**Problem details:**
Pull each line holding the word "page" from the data.
== Collected material ==
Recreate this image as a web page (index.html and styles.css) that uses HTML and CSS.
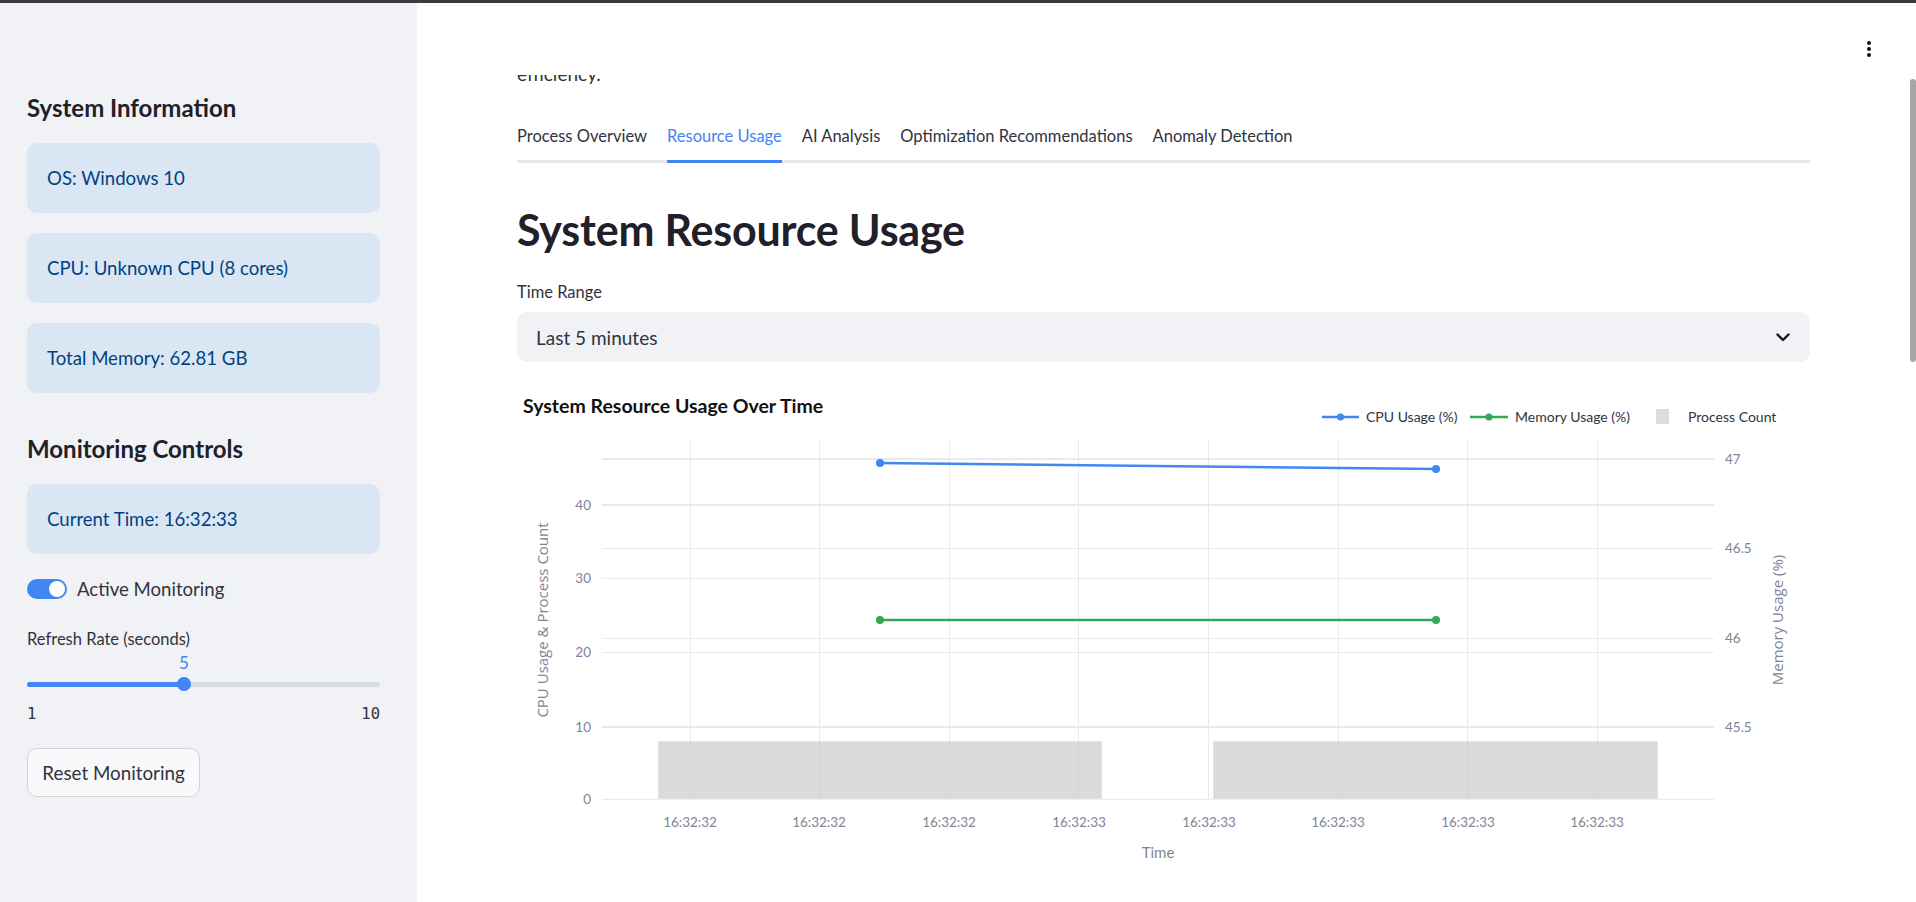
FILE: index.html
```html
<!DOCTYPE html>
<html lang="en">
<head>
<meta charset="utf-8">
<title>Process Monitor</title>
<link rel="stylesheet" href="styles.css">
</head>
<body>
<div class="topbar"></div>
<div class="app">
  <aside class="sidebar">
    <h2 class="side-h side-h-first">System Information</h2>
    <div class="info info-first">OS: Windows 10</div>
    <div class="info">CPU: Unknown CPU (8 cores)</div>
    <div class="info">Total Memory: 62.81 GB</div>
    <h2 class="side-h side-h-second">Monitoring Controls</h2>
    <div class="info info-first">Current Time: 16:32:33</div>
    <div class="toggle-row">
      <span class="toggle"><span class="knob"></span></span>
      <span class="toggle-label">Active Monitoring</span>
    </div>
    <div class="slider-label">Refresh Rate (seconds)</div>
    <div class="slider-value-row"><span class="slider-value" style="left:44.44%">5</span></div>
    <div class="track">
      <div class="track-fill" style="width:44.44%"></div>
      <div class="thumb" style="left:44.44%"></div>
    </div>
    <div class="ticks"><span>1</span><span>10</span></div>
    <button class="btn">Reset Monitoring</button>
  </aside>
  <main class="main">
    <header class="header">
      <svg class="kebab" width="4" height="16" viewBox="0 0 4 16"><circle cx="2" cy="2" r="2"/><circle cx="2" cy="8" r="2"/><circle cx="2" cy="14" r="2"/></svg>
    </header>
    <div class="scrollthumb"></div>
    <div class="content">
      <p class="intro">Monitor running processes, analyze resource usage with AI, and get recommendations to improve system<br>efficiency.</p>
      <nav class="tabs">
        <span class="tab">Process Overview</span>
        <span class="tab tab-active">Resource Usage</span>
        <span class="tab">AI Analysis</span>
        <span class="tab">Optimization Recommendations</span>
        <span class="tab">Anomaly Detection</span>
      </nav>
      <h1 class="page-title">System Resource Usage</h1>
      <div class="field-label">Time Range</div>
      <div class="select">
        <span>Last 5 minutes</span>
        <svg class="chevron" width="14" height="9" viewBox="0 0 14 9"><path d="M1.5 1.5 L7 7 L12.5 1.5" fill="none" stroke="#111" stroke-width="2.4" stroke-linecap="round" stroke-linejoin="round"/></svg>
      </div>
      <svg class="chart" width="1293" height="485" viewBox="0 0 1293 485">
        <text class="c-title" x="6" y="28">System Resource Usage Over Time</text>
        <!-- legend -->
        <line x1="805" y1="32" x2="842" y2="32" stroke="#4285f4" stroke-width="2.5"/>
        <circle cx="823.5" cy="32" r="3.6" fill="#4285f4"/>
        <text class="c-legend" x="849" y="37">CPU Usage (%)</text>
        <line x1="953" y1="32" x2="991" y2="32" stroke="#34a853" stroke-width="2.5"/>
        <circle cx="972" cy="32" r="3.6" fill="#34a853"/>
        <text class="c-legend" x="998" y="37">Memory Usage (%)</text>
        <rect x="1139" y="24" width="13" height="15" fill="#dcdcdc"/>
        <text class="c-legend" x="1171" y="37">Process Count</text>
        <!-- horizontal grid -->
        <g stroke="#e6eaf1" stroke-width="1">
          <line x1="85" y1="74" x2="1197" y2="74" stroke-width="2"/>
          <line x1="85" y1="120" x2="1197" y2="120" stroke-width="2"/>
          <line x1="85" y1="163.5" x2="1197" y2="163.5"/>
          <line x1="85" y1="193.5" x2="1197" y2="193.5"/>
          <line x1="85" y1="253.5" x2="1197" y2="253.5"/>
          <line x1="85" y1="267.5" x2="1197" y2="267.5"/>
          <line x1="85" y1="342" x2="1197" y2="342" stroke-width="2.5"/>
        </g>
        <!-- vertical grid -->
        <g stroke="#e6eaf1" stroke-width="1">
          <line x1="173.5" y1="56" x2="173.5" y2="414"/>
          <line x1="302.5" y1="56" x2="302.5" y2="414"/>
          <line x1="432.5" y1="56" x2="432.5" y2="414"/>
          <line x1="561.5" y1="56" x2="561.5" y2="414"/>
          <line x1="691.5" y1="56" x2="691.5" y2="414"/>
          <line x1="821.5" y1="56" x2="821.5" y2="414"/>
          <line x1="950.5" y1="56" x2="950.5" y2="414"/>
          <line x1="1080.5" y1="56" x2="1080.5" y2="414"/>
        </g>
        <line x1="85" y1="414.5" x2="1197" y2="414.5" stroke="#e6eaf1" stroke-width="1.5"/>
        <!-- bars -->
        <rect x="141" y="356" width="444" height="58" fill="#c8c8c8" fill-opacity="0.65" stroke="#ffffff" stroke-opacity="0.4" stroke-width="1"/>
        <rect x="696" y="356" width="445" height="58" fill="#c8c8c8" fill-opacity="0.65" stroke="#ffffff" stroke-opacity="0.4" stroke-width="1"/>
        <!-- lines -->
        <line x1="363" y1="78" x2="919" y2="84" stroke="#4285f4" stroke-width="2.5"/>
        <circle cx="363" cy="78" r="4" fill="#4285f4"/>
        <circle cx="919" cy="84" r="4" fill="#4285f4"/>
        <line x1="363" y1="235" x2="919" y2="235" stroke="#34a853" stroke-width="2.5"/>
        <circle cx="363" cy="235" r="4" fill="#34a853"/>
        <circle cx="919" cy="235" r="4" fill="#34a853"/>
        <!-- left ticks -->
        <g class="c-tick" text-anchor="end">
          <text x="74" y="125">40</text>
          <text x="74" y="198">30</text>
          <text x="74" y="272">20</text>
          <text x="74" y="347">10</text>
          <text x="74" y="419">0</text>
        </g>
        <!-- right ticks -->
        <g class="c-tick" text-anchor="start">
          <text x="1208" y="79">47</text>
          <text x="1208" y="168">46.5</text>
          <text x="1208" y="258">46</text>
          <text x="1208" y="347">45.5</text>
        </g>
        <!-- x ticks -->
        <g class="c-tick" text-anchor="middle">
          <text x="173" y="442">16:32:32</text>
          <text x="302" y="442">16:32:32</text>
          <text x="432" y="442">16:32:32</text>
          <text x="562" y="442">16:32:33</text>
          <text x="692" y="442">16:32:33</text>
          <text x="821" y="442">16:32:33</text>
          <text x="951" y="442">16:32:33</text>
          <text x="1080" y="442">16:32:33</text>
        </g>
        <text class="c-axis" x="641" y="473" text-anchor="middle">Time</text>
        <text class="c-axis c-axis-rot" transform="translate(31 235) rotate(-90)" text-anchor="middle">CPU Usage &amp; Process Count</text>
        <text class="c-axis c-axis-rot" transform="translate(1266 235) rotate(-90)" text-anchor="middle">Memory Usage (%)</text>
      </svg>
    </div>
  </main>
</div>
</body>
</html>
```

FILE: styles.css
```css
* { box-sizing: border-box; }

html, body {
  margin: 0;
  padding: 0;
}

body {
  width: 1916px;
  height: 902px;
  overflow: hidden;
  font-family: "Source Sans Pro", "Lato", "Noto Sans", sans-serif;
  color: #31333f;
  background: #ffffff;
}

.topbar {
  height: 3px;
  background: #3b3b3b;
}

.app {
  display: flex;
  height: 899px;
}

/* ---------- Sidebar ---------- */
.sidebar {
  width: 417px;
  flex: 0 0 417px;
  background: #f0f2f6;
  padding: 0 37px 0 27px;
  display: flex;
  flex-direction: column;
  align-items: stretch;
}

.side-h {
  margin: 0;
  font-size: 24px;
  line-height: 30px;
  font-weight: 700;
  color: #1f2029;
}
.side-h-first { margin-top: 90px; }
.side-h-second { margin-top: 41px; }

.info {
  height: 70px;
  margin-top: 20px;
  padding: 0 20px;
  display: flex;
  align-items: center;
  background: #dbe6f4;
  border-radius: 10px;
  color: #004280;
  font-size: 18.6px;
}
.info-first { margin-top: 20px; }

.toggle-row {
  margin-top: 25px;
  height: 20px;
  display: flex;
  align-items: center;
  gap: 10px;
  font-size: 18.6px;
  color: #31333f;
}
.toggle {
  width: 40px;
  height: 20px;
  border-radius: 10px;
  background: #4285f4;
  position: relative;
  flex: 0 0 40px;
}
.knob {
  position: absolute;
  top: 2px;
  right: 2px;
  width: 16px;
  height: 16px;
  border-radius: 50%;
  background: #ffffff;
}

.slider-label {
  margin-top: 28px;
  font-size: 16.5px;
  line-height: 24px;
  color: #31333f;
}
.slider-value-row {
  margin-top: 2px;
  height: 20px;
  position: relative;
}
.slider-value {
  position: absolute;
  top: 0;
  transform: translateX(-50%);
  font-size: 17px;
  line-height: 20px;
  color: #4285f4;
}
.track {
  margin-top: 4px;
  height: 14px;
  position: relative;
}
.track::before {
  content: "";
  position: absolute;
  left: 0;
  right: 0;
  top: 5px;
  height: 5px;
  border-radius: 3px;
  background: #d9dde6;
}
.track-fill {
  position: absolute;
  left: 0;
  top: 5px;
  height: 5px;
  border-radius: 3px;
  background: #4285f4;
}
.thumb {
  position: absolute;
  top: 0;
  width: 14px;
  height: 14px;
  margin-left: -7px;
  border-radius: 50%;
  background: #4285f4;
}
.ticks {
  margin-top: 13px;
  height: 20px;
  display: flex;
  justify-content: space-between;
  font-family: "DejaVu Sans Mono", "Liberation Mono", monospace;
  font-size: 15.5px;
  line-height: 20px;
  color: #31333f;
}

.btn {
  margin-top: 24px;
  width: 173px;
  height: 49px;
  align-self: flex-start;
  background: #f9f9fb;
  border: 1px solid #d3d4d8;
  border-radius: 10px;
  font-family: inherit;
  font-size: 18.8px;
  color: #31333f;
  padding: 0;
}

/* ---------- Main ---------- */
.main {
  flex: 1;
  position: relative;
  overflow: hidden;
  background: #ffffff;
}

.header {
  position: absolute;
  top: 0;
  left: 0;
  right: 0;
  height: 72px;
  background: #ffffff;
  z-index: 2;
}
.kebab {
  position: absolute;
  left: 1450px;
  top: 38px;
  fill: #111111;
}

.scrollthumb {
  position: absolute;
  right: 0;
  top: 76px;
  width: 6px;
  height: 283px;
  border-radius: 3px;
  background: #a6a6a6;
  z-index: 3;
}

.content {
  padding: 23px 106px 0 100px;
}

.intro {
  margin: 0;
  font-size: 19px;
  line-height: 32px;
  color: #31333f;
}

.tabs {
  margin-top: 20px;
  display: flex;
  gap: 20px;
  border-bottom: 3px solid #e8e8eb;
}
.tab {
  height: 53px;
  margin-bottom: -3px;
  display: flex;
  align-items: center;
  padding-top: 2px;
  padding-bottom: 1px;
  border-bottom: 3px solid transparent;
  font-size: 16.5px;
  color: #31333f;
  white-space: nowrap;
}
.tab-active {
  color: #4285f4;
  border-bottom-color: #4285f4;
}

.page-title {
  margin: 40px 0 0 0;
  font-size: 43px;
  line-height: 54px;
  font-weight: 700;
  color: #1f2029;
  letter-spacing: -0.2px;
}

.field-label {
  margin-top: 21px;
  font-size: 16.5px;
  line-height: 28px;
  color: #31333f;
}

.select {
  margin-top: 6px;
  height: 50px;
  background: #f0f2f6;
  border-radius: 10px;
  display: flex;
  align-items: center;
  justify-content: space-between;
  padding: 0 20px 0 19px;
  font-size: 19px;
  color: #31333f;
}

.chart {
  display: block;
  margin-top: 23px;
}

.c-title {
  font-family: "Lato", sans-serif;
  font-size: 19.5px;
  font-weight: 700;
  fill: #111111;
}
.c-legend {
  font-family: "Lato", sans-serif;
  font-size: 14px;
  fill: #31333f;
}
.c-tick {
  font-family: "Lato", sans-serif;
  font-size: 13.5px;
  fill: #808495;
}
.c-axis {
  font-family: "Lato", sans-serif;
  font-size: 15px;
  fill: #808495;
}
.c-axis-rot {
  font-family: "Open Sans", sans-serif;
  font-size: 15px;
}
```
===
**The solution:**
Recreate this image as a web page (index.html and styles.css) that uses HTML and CSS.
      <h1 class="page-title">System Resource Usage</h1>
.page-title {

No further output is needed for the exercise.